The sales records provided by Outa Sight agreed with the sales tax returns they were filing. The purchase journal showed a volume of purchases in line with the recorded sales. In other words, about half the purchases from In Sight were not recorded on the books of Outa Sight. At this point we showed the owner copies of the invoices for all the extra goods from In Sight. The two sisters must have discussed the situation previously because the Outa Sight owner simply said, “I’ve got 2 other sets of books; which one do you want to see?”  I asked, “Which of the three is correct?” The owner explained, “One is too high because I use it at the bank to get loans. One is too low, that’s the one you have now.”

We asked again, “Which one is correct?” Her response was the third one, so we went with the third set. Sales were scheduled from that third set and additional tax was assessed in the audit. When informed a fraud penalty would be imposed, her response was, “What do you want me to do, cry?” One tough lady.

Another case of “creative accounting” involved a retailer of kitchen appliances. Initially everything seemed to check out nicely - recorded and reported sales reconciled, tax collected equaled tax reported, overall markups were consistent and adequate. But while spot checking individual sales invoices, I noticed a large range of selling prices within the same models of refrigerator.

For example, most sales of a certain model would be for $2,000, but then there would be one for $1,000. Since this was before the wide spread use of computers, sales had to be scheduled by hand for the models in question. The analysis revealed a substantial number of sales over the three-year audit period with reduced sales prices. During the analysis, some sales of used refrigerators were also noted, which was odd since the retailer had no inventory of used appliances.

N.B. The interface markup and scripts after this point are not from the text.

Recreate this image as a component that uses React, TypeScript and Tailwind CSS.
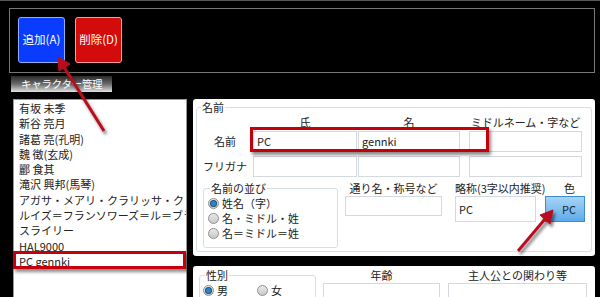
import React from 'react';

const names = [
  '有坂 未季',
  '新谷 亮月',
  '諸葛 亮(孔明)',
  '魏 徴(玄成)',
  '酈 食其',
  '滝沢 興邦(馬琴)',
  'アガサ・メアリ・クラリッサ・クリスティ',
  'ルイズ＝フランソワーズ＝ル＝ブラン',
  'スライリー',
  'HAL9000',
  'PC gennki',
];

const Radio: React.FC<{ checked?: boolean; label: string }> = ({ checked, label }) => (
  <div className="flex items-center h-[15px]">
    <span className="w-[11px] h-[11px] rounded-full border border-[#8e8f8f] bg-gradient-to-b from-[#e8e8e8] to-[#c9c9c9] flex items-center justify-center">
      {checked && <span className="w-[5px] h-[5px] rounded-full bg-[#2a86cc] ring-1 ring-[#1d4f78]" />}
    </span>
    <span className="ml-[3px] text-[#222]">{label}</span>
  </div>
);

const Field: React.FC<{ w: string; h?: string; value?: string }> = ({ w, h = 'h-[21px]', value }) => (
  <div className={`${w} ${h} border border-[#d4d9df] bg-white flex items-center pl-[3px] text-[#222]`}>{value}</div>
);

export default function App() {
  return (
    <div className="relative w-[600px] h-[297px] bg-black overflow-hidden text-[11px] font-['Noto_Sans_CJK_JP','Noto_Sans',sans-serif]">
      <div className="h-[1px] bg-[#555]" />
      {/* toolbar */}
      <div className="ml-[9px] mt-[7px] w-[586px] h-[65px] border border-[#777] flex gap-[10px] pl-[8px] pt-[8px]">
        <button className="w-[47px] h-[46px] rounded-[3px] border border-[#8fb0ff] bg-[#0a3cff] text-white text-[11.5px]">追加(A)</button>
        <button className="w-[47px] h-[46px] rounded-[3px] border border-[#ff9a9a] bg-[#d40b0b] text-white text-[11.5px]">削除(D)</button>
      </div>
      <div className="ml-[11px] mt-[3px] w-[101px] h-[16px] bg-gradient-to-b from-[#2a2a2a] via-[#6a6a6a] to-[#e4e4e4] text-white text-[10.5px] leading-[15px] pl-[10px] tracking-[-0.3px]">
        キャラクター管理
      </div>

      <div className="flex mt-[7px]">
        {/* list */}
        <div className="ml-[13px] w-[174px] h-[200px] bg-white border border-[#9a9a9a] pt-[1px] pl-[5px] overflow-hidden">
          {names.map((n) => (
            <div key={n} className="h-[15.3px] leading-[15.3px] whitespace-nowrap text-[#222]">{n}</div>
          ))}
        </div>

        {/* right */}
        <div className="ml-[6px] w-[402px]">
          <div className="h-[157px] bg-white rounded-[3px] pl-[3px] pr-[3px]">
            <fieldset className="border border-[#d5dfe5] rounded-[3px] h-[153px]">
              <legend className="ml-[4px] px-[1px] leading-[16px] text-[#222]">名前</legend>
              <div className="flex h-[14px] leading-[14px] text-[#222]">
                <div className="w-[56px]" />
                <div className="w-[104px] text-center">氏</div>
                <div className="ml-[1px] w-[102px] text-center">名</div>
                <div className="ml-[9px] w-[113px] text-center">ミドルネーム・字など</div>
              </div>
              <div className="flex items-center mt-[2px]">
                <div className="w-[56px] text-center text-[#222]">名前</div>
                <Field w="w-[104px]" value="PC" />
                <div className="ml-[1px]"><Field w="w-[102px]" value="gennki" /></div>
                <div className="ml-[9px]"><Field w="w-[113px]" /></div>
              </div>
              <div className="flex items-center mt-[4px]">
                <div className="w-[56px] text-center text-[#222]">フリガナ</div>
                <Field w="w-[104px]" />
                <div className="ml-[1px]"><Field w="w-[102px]" /></div>
                <div className="ml-[9px]"><Field w="w-[113px]" /></div>
              </div>
              <div className="flex mt-[3px]">
                <fieldset className="ml-[6px] w-[135px] h-[68px] border border-[#d5dfe5] rounded-[3px] pl-[4px]">
                  <legend className="ml-[2px] px-[1px] leading-[16px] text-[#222]">名前の並び</legend>
                  <Radio checked label="姓名（字）" />
                  <Radio label="名・ミドル・姓" />
                  <Radio label="名＝ミドル＝姓" />
                </fieldset>
                <div className="ml-[7px] w-[97px]">
                  <div className="leading-[16px] text-center text-[#222]">通り名・称号など</div>
                  <Field w="w-[97px]" h="h-[20px]" />
                </div>
                <div className="ml-[13px] w-[81px]">
                  <div className="leading-[16px] text-center text-[#222] whitespace-nowrap">略称(3字以内推奨)</div>
                  <Field w="w-[81px]" h="h-[26px]" value="PC" />
                </div>
                <div className="ml-[9px] w-[40px]">
                  <div className="leading-[16px] text-right pr-[10px] text-[#222]">色</div>
                  <div className="h-[26px] border border-[#3d8ccc] bg-gradient-to-b from-[#a6d4f6] to-[#5eaaea] flex items-center justify-end pr-[8px] text-[#1a2533]">PC</div>
                </div>
              </div>
            </fieldset>
          </div>

          <div className="mt-[10px] h-[40px] bg-white rounded-[3px] flex pt-[1px]">
            <fieldset className="ml-[6px] w-[117px] h-[40px] border border-[#d5dfe5] rounded-[3px] pl-[3px]">
              <legend className="ml-[2px] px-[1px] leading-[16px] text-[#222]">性別</legend>
              <div className="flex">
                <div className="w-[54px]"><Radio checked label="男" /></div>
                <Radio label="女" />
              </div>
            </fieldset>
            <div className="ml-[7px] w-[117px]">
              <div className="leading-[16px] text-center text-[#222]">年齢</div>
              <Field w="w-[117px]" />
            </div>
            <div className="ml-[8px] w-[139px]">
              <div className="leading-[16px] text-center text-[#222]">主人公との関わり等</div>
              <Field w="w-[139px]" />
            </div>
          </div>
        </div>
      </div>

      {/* annotation overlays */}
      <div className="absolute left-[250px] top-[127px] w-[239px] h-[25px] border-[3px] border-[#c4000c] shadow-[2px_3px_3px_rgba(0,0,0,0.45)]" />
      <div className="absolute left-[13px] top-[251px] w-[173px] h-[18px] border-[3px] border-[#c4000c] shadow-[2px_3px_3px_rgba(0,0,0,0.45)]" />
      <svg className="absolute left-0 top-0 pointer-events-none" width="600" height="297">
        <defs>
          <filter id="sh" x="-20%" y="-20%" width="140%" height="140%">
            <feDropShadow dx="2" dy="3" stdDeviation="1.5" floodColor="#000" floodOpacity="0.5" />
          </filter>
        </defs>
        <g filter="url(#sh)" fill="#b8101c" stroke="#b8101c">
          <line x1="104" y1="131" x2="64" y2="67" strokeWidth="3" />
          <polygon points="58,57 70,64 59,71" strokeWidth="1" />
          <line x1="518" y1="251" x2="545" y2="219" strokeWidth="3" />
          <polygon points="553,210 550,224 540,215" strokeWidth="1" />
        </g>
      </svg>
    </div>
  );
}
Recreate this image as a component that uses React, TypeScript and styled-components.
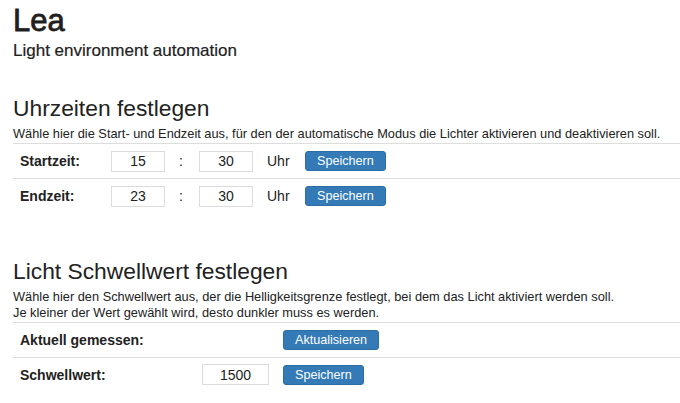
import React from 'react';
import styled, { createGlobalStyle } from 'styled-components';

const GlobalStyle = createGlobalStyle`
  html, body {
    margin: 0;
    padding: 0;
    background: #ffffff;
  }
  body {
    font-family: "Liberation Sans", Arial, sans-serif;
    color: #222222;
  }
`;

const Page = styled.div`
  padding: 4px 0 0 13px;
`;

const Title = styled.h1`
  margin: 0;
  font-size: 31px;
  font-weight: 400;
  line-height: 34px;
  color: #1f1f1f;
  -webkit-text-stroke: 0.8px #1f1f1f;
`;

const Subtitle = styled.div`
  margin-top: 3px;
  font-size: 17px;
  line-height: 20px;
  -webkit-text-stroke: 0.2px #222222;
`;

const Section = styled.section<{ $top: number }>`
  margin-top: ${p => p.$top}px;
`;

const SectionTitle = styled.h2`
  margin: 0;
  font-size: 22.8px;
  font-weight: 400;
  line-height: 26px;
`;

const Description = styled.p`
  margin: 5px 0 1px;
  font-size: 12.8px;
  line-height: 16px;
`;

const Table = styled.table`
  width: 100%;
  border-collapse: collapse;
  table-layout: fixed;
  font-size: 14px;
`;

const Row = styled.tr`
  border-top: 1px solid #dddddd;
  height: 35px;
`;

const Cell = styled.td<{ $w?: number }>`
  box-sizing: border-box;
  width: ${p => (p.$w ? `${p.$w}px` : 'auto')};
  padding: 0 7px;
  vertical-align: middle;
`;

const Label = styled(Cell)`
  font-weight: 700;
`;

const NumberInput = styled.input<{ $w: number }>`
  box-sizing: border-box;
  width: ${p => p.$w}px;
  height: 21px;
  border: 1px solid #dcdcdc;
  padding: 0;
  text-align: center;
  font-family: inherit;
  font-size: 14px;
  color: #222;
`;

const Button = styled.button`
  height: 20px;
  padding: 0 11px;
  border: 1px solid #2e6da4;
  border-radius: 3px;
  background: #337ab7;
  color: #ffffff;
  font-family: inherit;
  font-size: 12.6px;
  line-height: 18px;
`;

const TimeRow = ({ label, h, m }: { label: string; h: string; m: string }) => (
  <Row>
    <Label $w={91}>{label}</Label>
    <Cell $w={68}>
      <NumberInput $w={54} defaultValue={h} />
    </Cell>
    <Cell $w={20}>:</Cell>
    <Cell $w={68}>
      <NumberInput $w={54} defaultValue={m} />
    </Cell>
    <Cell $w={38}>Uhr</Cell>
    <Cell>
      <Button>Speichern</Button>
    </Cell>
  </Row>
);

export default function App() {
  return (
    <>
      <GlobalStyle />
      <Page>
        <Title>Lea</Title>
        <Subtitle>Light environment automation</Subtitle>

        <Section $top={34}>
          <SectionTitle>Uhrzeiten festlegen</SectionTitle>
          <Description>
            Wähle hier die Start- und Endzeit aus, für den der automatische Modus die Lichter aktivieren und deaktivieren soll.
          </Description>
          <Table>
            <tbody>
              <TimeRow label="Startzeit:" h="15" m="30" />
              <TimeRow label="Endzeit:" h="23" m="30" />
            </tbody>
          </Table>
        </Section>

        <Section $top={44}>
          <SectionTitle>Licht Schwellwert festlegen</SectionTitle>
          <Description>
            Wähle hier den Schwellwert aus, der die Helligkeitsgrenze festlegt, bei dem das Licht aktiviert werden soll.
            <br />
            Je kleiner der Wert gewählt wird, desto dunkler muss es werden.
          </Description>
          <Table>
            <tbody>
              <Row>
                <Label $w={182}>Aktuell gemessen:</Label>
                <Cell $w={81} />
                <Cell>
                  <Button>Aktualisieren</Button>
                </Cell>
              </Row>
              <Row>
                <Label $w={182}>Schwellwert:</Label>
                <Cell $w={81}>
                  <NumberInput $w={67} defaultValue="1500" />
                </Cell>
                <Cell>
                  <Button>Speichern</Button>
                </Cell>
              </Row>
            </tbody>
          </Table>
        </Section>
      </Page>
    </>
  );
}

Copies of invoices for the new sales at low prices and of the sales of used refrigerators were made and a sample of the new refrigerator purchasers was contacted. All purchasers contacted stated they had traded in an appliance when they bought their new one, so I asked them to provide copies of their original sales invoices. Not surprisingly, their copies showed a sales price of $2,000 with a $1,000 credit for a trade-in and sales tax charged on the full $2,000 selling price. The taxpayer was pocketing the difference in tax on $2,000 and $1,000.

When presented with the documentation from the customers and the overall analysis, the taxpayer admitted to the scheme and volunteered it had been occurring for some period of time. In the end, fraud was assessed against the taxpayer and the audit period was extended back 8 years.

*Names are changed and certain details modified to protect the identity of real persons or businesses.